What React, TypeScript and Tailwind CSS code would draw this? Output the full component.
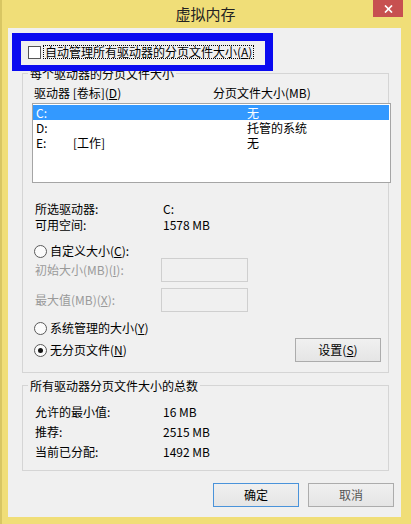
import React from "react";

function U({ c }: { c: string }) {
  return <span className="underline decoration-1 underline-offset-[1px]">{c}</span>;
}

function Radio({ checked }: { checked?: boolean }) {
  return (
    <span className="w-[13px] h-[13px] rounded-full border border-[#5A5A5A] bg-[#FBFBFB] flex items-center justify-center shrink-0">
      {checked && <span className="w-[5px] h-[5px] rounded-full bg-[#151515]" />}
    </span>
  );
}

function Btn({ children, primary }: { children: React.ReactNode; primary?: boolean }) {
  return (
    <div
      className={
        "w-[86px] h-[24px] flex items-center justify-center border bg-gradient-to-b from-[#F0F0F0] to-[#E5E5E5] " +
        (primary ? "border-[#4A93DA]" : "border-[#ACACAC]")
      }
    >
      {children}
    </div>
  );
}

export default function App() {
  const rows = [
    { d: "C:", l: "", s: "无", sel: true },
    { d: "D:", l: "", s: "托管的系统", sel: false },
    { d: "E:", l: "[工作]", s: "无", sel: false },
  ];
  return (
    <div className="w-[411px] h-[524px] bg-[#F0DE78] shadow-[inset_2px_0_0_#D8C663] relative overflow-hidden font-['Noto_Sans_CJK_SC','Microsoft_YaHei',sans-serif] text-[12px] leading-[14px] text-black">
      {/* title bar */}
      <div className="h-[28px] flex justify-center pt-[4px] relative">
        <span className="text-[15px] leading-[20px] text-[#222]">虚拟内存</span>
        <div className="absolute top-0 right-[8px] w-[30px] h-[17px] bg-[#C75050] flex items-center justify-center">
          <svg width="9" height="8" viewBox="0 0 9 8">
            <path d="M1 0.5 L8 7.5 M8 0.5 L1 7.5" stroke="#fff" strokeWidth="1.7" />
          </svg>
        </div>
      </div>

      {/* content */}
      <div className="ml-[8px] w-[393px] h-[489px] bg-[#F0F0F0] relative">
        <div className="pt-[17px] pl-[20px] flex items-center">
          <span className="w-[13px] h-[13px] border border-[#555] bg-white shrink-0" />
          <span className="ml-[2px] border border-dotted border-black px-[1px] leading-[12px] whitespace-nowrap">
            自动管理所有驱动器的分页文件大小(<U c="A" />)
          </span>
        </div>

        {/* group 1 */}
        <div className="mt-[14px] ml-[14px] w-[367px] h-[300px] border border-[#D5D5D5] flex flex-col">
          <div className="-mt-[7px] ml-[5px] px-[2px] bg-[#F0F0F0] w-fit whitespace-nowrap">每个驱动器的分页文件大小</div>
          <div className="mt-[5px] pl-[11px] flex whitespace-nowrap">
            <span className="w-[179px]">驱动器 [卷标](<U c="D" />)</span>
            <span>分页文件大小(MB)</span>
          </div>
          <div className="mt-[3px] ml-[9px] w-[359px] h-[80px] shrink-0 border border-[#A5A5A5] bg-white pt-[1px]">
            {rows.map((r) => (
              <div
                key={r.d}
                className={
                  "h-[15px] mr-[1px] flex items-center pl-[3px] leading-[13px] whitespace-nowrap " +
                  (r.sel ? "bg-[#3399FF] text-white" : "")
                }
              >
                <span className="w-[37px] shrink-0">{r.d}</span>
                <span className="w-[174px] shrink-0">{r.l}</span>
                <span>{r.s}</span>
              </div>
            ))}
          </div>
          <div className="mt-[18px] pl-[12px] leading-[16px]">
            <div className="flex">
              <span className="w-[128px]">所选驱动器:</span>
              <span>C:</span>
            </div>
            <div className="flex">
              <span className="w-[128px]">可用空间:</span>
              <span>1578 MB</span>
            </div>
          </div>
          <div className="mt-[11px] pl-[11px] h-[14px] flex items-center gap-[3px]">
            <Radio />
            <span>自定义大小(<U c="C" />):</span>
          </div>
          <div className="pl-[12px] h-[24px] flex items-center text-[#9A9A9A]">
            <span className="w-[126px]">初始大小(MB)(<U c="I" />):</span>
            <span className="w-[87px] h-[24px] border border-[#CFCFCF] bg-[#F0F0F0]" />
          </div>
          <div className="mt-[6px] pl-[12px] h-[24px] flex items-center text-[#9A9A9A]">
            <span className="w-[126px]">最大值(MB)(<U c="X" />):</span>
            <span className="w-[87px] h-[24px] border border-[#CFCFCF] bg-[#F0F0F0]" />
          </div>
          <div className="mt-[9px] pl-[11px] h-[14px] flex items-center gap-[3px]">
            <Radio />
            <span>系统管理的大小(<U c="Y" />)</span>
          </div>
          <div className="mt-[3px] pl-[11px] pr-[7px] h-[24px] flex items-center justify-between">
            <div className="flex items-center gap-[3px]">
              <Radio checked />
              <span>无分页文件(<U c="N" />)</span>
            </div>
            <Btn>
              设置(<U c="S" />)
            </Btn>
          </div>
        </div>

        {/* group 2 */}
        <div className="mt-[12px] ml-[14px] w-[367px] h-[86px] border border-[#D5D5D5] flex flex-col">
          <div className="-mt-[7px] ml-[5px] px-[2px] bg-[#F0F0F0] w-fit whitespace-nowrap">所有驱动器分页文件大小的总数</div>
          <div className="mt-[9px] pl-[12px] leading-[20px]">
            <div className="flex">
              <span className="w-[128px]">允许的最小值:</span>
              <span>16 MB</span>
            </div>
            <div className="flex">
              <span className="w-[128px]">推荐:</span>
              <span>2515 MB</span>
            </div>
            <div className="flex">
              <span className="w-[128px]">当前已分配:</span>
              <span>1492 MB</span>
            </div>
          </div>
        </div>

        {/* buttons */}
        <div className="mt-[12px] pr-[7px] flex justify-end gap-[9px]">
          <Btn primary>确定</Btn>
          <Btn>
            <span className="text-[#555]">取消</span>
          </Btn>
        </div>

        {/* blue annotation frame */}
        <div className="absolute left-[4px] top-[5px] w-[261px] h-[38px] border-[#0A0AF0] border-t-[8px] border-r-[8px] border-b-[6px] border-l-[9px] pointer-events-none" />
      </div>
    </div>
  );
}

= = =

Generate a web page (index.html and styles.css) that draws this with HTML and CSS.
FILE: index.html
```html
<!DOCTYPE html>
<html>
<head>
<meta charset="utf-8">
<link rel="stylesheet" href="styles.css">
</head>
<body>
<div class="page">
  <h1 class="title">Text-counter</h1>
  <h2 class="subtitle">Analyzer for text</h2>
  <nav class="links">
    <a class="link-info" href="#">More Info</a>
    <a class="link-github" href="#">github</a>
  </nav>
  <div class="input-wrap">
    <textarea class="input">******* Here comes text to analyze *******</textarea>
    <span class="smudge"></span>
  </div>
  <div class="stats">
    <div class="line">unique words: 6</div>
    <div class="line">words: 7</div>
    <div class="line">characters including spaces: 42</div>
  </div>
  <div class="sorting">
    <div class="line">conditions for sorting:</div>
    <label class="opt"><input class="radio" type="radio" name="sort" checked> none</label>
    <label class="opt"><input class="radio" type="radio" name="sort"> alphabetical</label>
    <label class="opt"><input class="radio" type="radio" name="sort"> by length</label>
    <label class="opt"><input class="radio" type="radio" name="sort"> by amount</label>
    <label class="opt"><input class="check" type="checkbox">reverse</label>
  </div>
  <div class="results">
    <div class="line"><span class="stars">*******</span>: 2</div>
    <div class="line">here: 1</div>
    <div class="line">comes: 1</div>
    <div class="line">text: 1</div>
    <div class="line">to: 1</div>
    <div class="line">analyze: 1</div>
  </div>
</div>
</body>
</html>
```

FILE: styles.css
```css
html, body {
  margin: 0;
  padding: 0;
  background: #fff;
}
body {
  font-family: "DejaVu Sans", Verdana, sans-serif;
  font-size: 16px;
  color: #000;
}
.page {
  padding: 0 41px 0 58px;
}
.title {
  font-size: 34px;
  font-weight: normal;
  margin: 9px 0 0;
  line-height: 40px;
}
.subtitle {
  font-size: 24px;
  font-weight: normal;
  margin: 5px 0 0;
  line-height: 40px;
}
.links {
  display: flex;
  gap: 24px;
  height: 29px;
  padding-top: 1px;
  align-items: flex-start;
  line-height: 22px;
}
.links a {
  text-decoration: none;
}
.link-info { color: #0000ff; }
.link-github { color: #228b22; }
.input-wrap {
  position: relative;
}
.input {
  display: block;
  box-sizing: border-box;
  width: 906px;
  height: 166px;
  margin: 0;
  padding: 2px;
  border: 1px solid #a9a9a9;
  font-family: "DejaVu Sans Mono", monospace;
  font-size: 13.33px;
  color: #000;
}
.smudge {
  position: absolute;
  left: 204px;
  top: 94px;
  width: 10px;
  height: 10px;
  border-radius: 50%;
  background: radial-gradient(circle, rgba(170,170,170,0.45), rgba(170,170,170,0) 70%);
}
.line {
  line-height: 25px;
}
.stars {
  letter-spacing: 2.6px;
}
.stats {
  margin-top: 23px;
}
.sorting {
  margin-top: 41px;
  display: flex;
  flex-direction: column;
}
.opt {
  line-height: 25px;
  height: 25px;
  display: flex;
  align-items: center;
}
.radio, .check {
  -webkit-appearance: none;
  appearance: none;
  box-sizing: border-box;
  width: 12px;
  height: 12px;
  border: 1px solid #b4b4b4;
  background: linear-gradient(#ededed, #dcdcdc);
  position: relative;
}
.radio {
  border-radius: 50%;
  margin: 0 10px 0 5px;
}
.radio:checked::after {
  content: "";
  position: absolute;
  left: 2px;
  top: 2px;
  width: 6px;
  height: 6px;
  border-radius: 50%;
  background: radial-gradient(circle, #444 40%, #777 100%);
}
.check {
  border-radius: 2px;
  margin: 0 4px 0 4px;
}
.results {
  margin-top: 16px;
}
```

= = =

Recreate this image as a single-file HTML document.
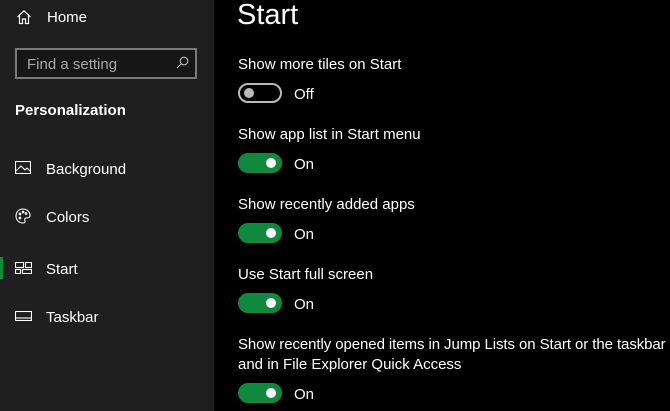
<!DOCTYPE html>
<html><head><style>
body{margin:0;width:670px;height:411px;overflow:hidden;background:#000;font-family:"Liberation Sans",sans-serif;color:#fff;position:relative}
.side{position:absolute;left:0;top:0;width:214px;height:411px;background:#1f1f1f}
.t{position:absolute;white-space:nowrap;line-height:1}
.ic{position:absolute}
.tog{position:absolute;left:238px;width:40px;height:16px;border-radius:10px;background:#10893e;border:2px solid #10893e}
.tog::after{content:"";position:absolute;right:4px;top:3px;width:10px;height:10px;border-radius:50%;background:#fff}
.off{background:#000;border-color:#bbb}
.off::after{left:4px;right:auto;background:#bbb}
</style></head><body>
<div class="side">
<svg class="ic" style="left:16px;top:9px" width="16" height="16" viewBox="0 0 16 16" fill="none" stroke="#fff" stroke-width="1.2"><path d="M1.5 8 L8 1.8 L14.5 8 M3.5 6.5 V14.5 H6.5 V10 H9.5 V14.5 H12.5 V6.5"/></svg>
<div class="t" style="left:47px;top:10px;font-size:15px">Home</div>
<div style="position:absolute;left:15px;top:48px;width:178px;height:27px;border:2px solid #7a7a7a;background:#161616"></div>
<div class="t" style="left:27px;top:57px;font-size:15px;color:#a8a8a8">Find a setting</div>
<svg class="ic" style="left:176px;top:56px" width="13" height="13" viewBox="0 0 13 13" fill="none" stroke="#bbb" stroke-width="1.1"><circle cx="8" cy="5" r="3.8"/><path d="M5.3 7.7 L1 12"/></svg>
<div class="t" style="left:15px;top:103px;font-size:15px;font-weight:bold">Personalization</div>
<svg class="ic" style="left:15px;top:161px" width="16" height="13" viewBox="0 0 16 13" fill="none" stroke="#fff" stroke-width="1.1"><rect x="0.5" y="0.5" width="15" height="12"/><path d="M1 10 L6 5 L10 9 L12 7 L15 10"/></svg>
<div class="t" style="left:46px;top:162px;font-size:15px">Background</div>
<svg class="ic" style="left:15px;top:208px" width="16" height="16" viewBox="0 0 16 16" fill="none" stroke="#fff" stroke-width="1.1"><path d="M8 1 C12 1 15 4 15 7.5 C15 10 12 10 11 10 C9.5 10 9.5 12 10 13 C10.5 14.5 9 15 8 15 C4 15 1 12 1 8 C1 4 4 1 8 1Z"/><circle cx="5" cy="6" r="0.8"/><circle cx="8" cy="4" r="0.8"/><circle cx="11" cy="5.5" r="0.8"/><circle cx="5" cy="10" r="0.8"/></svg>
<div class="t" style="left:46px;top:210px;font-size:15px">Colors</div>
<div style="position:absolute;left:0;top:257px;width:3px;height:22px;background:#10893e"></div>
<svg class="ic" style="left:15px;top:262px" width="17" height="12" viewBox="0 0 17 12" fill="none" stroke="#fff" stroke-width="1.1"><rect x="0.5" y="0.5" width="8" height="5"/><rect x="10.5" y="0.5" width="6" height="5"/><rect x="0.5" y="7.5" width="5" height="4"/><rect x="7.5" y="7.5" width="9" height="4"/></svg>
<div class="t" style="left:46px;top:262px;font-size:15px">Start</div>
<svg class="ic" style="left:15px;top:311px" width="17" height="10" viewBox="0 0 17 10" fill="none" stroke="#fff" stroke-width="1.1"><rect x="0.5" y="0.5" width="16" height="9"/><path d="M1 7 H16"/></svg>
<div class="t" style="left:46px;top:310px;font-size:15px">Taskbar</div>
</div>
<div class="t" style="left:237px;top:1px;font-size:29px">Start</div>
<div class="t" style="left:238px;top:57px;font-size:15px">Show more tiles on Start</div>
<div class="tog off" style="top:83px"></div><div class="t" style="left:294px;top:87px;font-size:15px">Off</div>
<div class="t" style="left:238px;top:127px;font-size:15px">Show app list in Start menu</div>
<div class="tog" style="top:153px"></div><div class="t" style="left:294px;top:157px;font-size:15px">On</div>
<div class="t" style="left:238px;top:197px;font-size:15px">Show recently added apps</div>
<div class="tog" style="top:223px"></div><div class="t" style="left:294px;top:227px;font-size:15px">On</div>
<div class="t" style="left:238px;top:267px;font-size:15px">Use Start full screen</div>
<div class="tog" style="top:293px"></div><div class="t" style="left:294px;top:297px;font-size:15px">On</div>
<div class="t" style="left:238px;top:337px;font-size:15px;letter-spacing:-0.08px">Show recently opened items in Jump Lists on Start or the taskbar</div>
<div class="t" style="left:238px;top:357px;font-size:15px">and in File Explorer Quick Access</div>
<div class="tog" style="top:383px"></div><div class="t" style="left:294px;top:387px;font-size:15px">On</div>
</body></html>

= = =

Work instructions: Only the number is required: the count of lines containing the word "index".

Answer to the task: 2